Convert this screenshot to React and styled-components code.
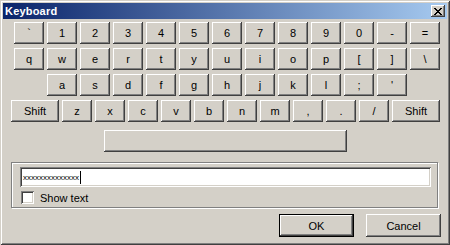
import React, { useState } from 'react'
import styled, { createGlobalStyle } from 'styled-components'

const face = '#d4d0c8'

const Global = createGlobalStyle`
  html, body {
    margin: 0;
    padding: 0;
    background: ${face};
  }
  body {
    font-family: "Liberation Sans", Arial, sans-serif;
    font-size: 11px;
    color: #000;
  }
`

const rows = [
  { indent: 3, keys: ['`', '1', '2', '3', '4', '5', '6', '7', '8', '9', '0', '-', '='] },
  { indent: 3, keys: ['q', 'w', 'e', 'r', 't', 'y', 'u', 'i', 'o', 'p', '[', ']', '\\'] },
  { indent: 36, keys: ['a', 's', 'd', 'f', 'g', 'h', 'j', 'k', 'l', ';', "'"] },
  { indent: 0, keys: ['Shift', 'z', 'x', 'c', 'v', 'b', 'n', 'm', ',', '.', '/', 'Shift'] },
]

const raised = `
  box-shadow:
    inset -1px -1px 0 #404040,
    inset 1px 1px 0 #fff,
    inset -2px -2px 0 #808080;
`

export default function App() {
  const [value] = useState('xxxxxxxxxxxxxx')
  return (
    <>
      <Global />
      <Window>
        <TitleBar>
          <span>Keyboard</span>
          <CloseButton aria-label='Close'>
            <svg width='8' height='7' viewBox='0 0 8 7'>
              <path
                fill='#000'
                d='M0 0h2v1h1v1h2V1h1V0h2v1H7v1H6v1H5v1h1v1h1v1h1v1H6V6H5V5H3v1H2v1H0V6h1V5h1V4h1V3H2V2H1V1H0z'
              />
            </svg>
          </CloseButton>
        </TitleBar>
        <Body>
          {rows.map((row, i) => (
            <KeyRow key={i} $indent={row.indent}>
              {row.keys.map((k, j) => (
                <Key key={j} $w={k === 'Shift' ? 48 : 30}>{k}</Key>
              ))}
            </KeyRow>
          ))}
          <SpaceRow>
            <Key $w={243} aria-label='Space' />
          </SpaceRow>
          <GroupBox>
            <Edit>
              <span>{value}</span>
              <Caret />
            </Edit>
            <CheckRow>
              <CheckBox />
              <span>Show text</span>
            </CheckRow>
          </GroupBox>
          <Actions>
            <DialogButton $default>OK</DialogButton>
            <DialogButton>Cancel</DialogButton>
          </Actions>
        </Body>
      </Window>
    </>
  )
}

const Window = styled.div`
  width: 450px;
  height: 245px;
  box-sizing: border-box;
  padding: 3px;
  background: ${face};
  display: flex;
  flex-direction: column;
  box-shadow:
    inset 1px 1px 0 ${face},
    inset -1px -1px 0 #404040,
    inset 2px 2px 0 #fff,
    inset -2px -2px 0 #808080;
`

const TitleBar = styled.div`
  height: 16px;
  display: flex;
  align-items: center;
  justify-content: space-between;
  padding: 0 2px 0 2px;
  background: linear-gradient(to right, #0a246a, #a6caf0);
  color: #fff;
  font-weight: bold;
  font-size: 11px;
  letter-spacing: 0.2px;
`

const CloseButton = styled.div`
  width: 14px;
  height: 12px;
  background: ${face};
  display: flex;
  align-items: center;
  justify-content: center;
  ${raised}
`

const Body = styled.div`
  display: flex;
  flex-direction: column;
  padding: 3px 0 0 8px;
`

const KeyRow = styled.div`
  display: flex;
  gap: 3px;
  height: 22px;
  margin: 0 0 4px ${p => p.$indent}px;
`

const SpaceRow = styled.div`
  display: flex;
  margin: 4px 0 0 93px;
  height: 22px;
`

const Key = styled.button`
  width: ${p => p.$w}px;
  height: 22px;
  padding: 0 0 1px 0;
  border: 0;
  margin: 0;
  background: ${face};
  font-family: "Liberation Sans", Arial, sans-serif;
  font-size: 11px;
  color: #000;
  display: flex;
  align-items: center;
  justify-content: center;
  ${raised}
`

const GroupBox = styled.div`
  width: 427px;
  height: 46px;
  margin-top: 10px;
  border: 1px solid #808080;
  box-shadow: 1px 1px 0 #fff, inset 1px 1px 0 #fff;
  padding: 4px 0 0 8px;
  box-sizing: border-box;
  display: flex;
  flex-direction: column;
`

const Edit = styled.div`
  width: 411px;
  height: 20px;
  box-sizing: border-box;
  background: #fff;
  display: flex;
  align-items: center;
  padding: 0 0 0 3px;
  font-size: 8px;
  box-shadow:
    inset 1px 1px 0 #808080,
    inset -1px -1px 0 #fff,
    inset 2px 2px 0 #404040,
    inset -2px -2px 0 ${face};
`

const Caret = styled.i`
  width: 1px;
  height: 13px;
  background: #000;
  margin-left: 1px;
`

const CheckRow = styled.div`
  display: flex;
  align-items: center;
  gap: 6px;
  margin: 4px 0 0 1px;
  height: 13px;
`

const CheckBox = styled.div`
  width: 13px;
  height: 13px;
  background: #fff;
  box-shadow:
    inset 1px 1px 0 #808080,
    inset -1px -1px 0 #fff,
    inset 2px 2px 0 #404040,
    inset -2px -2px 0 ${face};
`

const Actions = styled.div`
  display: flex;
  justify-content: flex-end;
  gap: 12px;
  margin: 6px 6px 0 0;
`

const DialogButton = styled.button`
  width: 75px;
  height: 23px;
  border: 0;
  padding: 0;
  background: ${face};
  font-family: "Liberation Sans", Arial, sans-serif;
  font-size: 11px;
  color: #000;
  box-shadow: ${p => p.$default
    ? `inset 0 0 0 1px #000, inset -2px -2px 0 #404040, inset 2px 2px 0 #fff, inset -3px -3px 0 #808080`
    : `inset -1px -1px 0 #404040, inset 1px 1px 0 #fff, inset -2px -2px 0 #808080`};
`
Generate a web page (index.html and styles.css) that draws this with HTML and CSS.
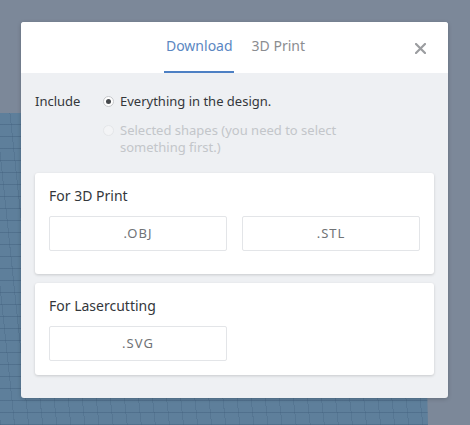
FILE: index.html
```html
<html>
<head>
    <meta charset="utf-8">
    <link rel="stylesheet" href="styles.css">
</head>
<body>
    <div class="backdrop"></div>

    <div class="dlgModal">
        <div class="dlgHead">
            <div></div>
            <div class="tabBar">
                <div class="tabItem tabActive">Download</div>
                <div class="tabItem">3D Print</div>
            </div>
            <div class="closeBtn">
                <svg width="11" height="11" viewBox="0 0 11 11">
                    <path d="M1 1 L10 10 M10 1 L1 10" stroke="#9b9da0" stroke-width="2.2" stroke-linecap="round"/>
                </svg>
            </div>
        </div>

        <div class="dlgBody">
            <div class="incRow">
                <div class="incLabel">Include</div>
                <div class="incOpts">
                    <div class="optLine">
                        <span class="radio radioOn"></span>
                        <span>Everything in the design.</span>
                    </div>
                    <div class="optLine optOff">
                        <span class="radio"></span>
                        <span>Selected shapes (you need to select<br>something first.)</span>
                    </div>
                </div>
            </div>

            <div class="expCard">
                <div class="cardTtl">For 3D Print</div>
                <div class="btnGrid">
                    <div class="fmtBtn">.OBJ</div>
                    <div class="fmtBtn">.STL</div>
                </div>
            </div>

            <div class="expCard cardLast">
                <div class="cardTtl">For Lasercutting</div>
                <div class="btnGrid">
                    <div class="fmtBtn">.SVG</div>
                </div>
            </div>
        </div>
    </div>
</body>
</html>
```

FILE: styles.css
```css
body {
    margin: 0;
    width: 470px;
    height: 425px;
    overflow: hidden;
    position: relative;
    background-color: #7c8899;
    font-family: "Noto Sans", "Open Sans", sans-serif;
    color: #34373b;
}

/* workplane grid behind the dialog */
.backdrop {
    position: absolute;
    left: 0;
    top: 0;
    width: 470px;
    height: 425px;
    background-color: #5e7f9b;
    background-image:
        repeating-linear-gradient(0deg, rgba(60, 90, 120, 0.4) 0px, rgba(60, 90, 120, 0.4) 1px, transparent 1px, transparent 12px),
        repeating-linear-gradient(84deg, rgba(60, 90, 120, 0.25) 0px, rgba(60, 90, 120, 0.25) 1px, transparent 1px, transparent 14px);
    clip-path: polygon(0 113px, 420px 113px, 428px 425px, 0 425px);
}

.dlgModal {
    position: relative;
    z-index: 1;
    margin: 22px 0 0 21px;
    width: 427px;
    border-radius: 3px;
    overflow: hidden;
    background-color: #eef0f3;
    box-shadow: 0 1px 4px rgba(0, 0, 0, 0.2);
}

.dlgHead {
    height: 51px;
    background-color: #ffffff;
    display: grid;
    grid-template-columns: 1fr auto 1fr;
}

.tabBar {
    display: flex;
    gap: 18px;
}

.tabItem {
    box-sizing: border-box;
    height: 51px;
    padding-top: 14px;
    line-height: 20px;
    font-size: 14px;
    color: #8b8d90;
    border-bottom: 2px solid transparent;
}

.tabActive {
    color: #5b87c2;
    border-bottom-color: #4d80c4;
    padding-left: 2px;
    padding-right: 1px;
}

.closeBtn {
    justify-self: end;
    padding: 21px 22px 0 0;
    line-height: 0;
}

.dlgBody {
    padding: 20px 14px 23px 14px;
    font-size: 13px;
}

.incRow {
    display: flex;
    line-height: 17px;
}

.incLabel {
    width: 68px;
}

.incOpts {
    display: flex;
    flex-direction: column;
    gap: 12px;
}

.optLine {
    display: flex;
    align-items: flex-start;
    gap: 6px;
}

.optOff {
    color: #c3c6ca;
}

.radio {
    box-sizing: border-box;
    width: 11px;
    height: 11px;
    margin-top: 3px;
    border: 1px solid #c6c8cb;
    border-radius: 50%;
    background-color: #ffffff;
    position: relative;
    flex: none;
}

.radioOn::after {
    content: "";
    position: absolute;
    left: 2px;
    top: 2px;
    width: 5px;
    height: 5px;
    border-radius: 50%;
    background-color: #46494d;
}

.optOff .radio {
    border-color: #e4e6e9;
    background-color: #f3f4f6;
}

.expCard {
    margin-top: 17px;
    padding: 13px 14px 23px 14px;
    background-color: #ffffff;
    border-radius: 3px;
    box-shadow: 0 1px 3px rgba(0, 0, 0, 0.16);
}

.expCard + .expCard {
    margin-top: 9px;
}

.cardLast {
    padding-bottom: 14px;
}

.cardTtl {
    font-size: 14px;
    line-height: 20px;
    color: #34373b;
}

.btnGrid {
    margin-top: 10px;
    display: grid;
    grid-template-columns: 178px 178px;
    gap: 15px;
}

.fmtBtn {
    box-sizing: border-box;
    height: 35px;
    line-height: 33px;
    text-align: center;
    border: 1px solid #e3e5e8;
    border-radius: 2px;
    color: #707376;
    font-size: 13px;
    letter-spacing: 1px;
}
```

* * *

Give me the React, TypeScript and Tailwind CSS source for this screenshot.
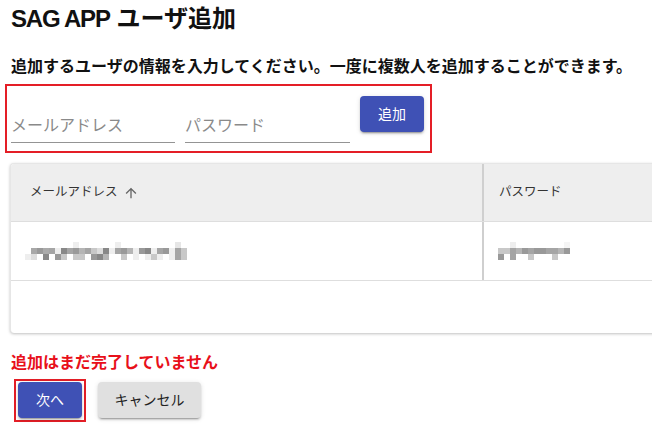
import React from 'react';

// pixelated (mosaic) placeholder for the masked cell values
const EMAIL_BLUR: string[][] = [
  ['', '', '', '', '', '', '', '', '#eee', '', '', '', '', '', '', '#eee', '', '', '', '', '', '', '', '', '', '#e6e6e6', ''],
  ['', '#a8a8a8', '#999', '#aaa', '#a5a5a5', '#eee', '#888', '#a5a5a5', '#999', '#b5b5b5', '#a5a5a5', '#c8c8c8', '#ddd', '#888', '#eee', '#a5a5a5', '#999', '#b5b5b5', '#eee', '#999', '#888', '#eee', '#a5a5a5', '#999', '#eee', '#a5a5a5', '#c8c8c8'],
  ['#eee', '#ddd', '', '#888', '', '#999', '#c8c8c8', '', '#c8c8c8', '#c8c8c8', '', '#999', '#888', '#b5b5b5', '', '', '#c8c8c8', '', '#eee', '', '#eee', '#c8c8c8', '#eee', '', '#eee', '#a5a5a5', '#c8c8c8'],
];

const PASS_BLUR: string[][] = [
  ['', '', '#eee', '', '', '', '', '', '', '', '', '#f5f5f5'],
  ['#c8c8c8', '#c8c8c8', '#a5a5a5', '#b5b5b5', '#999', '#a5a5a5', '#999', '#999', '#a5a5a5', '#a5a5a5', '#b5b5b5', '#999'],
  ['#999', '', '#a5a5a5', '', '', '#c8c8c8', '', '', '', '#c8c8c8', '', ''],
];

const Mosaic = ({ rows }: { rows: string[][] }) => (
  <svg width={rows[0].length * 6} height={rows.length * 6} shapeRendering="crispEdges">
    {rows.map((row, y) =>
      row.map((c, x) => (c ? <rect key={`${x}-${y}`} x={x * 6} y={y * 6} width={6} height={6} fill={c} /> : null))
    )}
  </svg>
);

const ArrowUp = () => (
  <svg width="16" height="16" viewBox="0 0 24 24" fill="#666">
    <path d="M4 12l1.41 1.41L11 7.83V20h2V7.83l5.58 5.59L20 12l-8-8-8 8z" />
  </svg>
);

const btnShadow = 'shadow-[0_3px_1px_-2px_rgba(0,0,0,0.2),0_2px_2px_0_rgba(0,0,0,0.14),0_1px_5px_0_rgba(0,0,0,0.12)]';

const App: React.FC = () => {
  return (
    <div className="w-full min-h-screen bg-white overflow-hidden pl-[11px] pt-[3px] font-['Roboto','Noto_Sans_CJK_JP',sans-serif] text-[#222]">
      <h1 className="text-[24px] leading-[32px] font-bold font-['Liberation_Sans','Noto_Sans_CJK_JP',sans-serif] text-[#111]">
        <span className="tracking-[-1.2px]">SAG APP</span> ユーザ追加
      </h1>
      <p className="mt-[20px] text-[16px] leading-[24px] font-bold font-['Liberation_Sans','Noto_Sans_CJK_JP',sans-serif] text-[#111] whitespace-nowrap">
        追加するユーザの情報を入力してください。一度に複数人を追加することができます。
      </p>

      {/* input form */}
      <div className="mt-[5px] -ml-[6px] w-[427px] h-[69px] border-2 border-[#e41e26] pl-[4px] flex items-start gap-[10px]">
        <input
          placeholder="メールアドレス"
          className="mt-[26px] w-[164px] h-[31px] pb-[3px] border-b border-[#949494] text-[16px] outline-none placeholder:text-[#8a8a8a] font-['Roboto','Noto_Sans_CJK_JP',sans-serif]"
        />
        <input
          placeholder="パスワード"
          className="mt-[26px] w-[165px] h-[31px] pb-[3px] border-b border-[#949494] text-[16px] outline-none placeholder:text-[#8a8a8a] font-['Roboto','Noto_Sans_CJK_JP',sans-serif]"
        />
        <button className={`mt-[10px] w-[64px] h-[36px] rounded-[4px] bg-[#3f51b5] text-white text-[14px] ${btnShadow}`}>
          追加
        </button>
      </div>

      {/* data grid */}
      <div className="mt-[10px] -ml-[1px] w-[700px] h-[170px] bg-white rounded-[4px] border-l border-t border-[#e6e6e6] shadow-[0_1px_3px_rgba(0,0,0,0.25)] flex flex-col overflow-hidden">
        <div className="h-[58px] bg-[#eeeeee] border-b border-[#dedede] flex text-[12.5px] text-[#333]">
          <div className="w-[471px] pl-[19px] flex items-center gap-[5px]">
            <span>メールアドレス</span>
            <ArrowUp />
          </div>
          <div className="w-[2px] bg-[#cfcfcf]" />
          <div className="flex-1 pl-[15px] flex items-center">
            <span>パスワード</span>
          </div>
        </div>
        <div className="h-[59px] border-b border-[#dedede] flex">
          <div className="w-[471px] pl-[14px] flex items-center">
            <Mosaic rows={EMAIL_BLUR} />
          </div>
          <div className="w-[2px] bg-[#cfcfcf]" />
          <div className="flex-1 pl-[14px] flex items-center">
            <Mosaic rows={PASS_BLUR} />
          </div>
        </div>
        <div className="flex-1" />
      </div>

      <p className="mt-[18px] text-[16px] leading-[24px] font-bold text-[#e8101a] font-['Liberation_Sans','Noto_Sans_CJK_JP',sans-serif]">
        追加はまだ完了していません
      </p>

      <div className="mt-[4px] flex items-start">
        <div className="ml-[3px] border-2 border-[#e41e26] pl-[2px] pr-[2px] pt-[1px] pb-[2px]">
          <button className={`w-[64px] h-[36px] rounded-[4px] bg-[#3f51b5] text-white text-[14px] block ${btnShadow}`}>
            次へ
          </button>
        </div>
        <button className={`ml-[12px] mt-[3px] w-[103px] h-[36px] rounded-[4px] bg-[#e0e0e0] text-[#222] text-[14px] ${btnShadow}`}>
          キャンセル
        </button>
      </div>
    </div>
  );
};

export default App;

---

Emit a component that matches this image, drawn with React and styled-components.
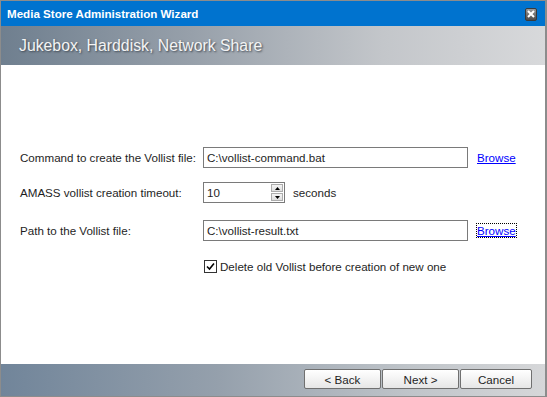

◆ **Brief**
Your task is to quote, unchanged, only the lines from the line bearing "Convert this screenshot" through the line bearing "const face = '#d4d0c8'"; the pictures are not part of the copy.

◆ **Result below**
Convert this screenshot to React and styled-components code.
import React, { useState } from 'react'
import styled, { createGlobalStyle } from 'styled-components'

const face = '#d4d0c8'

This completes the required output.